Crunch Time for Italy, Brexit as Leaders Convene in Brussels

Crunch Time for Italy, Brexit as Leaders Convene in Brussels
MEP and former leader of the UK Independence Party Nigel Farage (R) Conservative MP Jacob Rees-Mogg (R) on October 13, 2018 in Torquay, England. (Photo by Matt Cardy/Getty Images)
Reuters
10/14/2018
Updated:
10/15/2018

BRUSSELS—Brussels, the political heart of Europe, could prove the center of global market focus this week as Italy’s budget and Brexit talks overshadow economic data and central banks.

World shares were on course for their worst week since February as a spike in U.S. bond yields, a U.S.-China trade war and other global risks have combined to undermine sentiment.

One such risk is an impending dispute between Italy’s eurosceptic government and the European Union over Rome’s 2019 budget plans, which could lead the EU executive to the unprecedented move of rejecting it.

Eurozone countries, including Italy, have until Oct. 15 to submit their draft budgetary plans to the European Commission, which would have to warn Rome within a week if it planned to trigger the rejection process.

The populist Italian government plans a deficit of 2.4 percent of GDP next year, triple the previous administration’s target, prompting investors to sell Italian bonds and pushing the country’s borrowing costs to five-year high at a bond auction.

EU leaders meeting in Brussels from Oct. 17-19 are expected to spend time discussing Italy, even if it is not formally on the agenda of an exceptional three days of talks that will also see them meeting around 25 Asian leaders, including the leaders of China and Japan.

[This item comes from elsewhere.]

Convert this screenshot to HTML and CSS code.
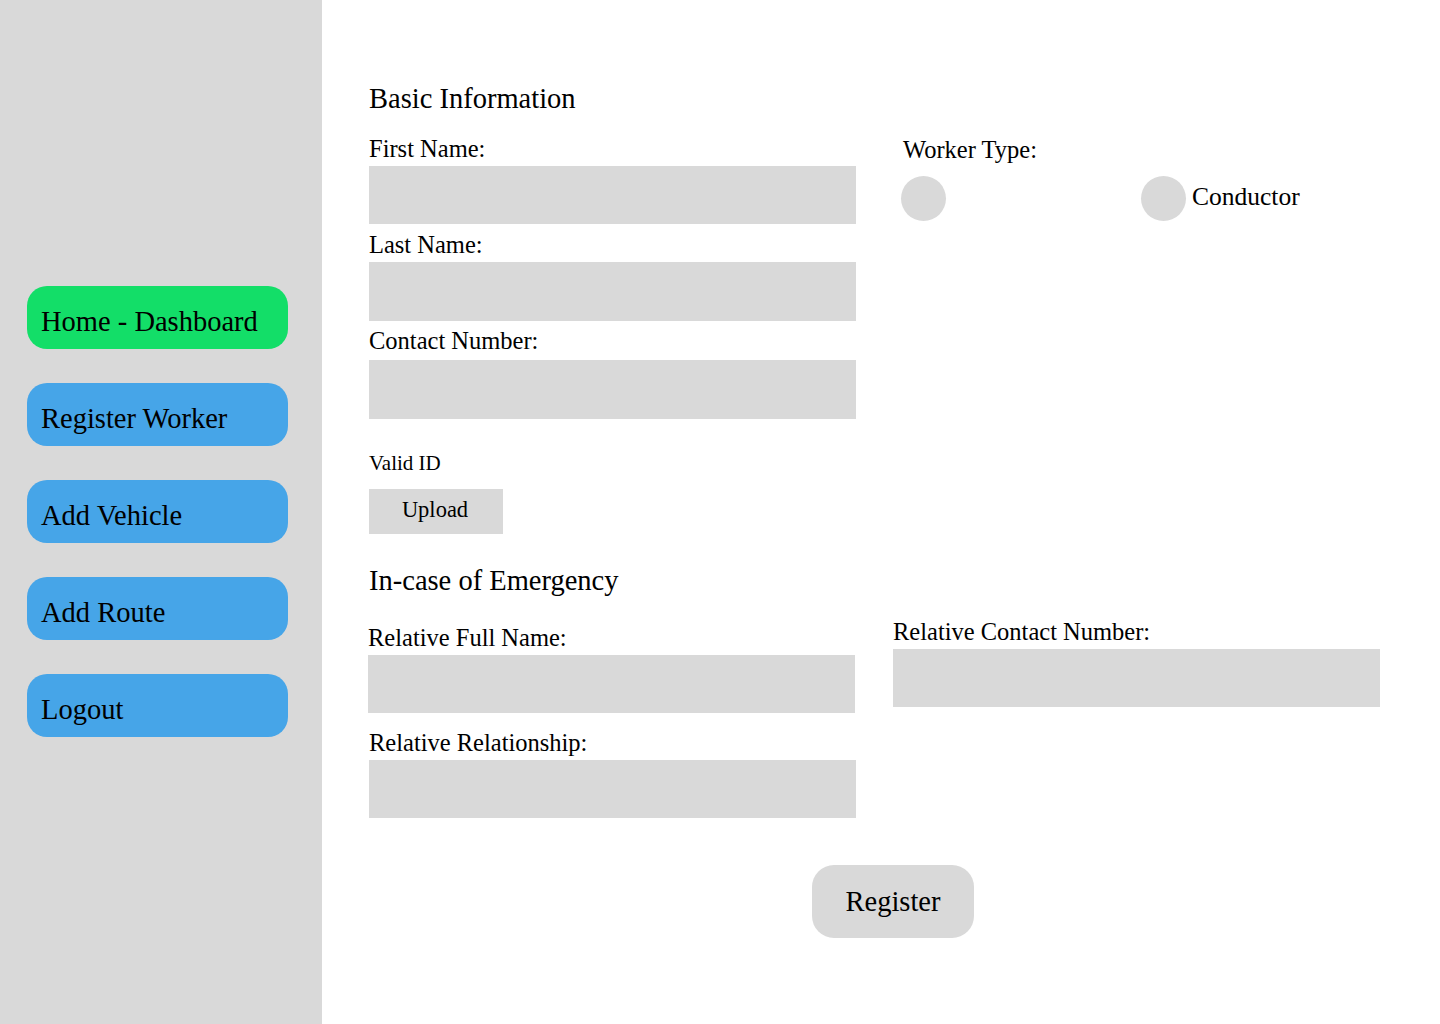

That agenda does include efforts to finalize a withdrawal deal with Britain.

Finding a way of ensuring an open border between Ireland and Northern Ireland post-Brexit has been the main challenge, but the indications in the past two weeks are that both sides are inching towards a deal, boosting the pound.

Economists at Commerzbank said there was a risk of a sharp correction if negotiations drag on beyond this week.

James Knightley, chief international economist at ING, said Italy’s budget and Brexit would be in sharp focus in the week ahead, along with the course of markets themselves.

“Are we going to get any calm returning to equity markets? There’s a lot of unsettling concern about the combination of higher bond yields, geopolitical risk, and the ongoing trade tensions,” he said.

Fed on Track

In terms of data, September retail sales from the United States are expected to reflect the strength of the world’s largest economy with an unemployment rate of 3.7 percent, a 49-year low, and wages picking up.

The sales figures on Oct. 15 are seen up 0.5 percent in after a mere 0.1 percent increase in August, the smallest rise in six months.

Such data should confirm the Federal Reserve in its rate-cutting path. The Fed increased interest rates for a third time this year at the end of September and is expected to do so again.

“That’s going to be keeping the Fed on a rates-hiking and tightening path, even though there is some concern in financial markets right now,” said Knightley.

The week is set to round off with figures on Chinese economic growth on Oct. 19. The average forecast for expansion in the third quarter is 6.6 percent, a shade lower than the 6.7 percent growth in the April-June period.

Anything lower than that could indicate that the trade war with Washington, as well as a slowing property market, could be dragging down the world’s second-largest economy.

Trade figures from China on Oct. 12 showed China’s trade surplus with the United States hit a record high in September.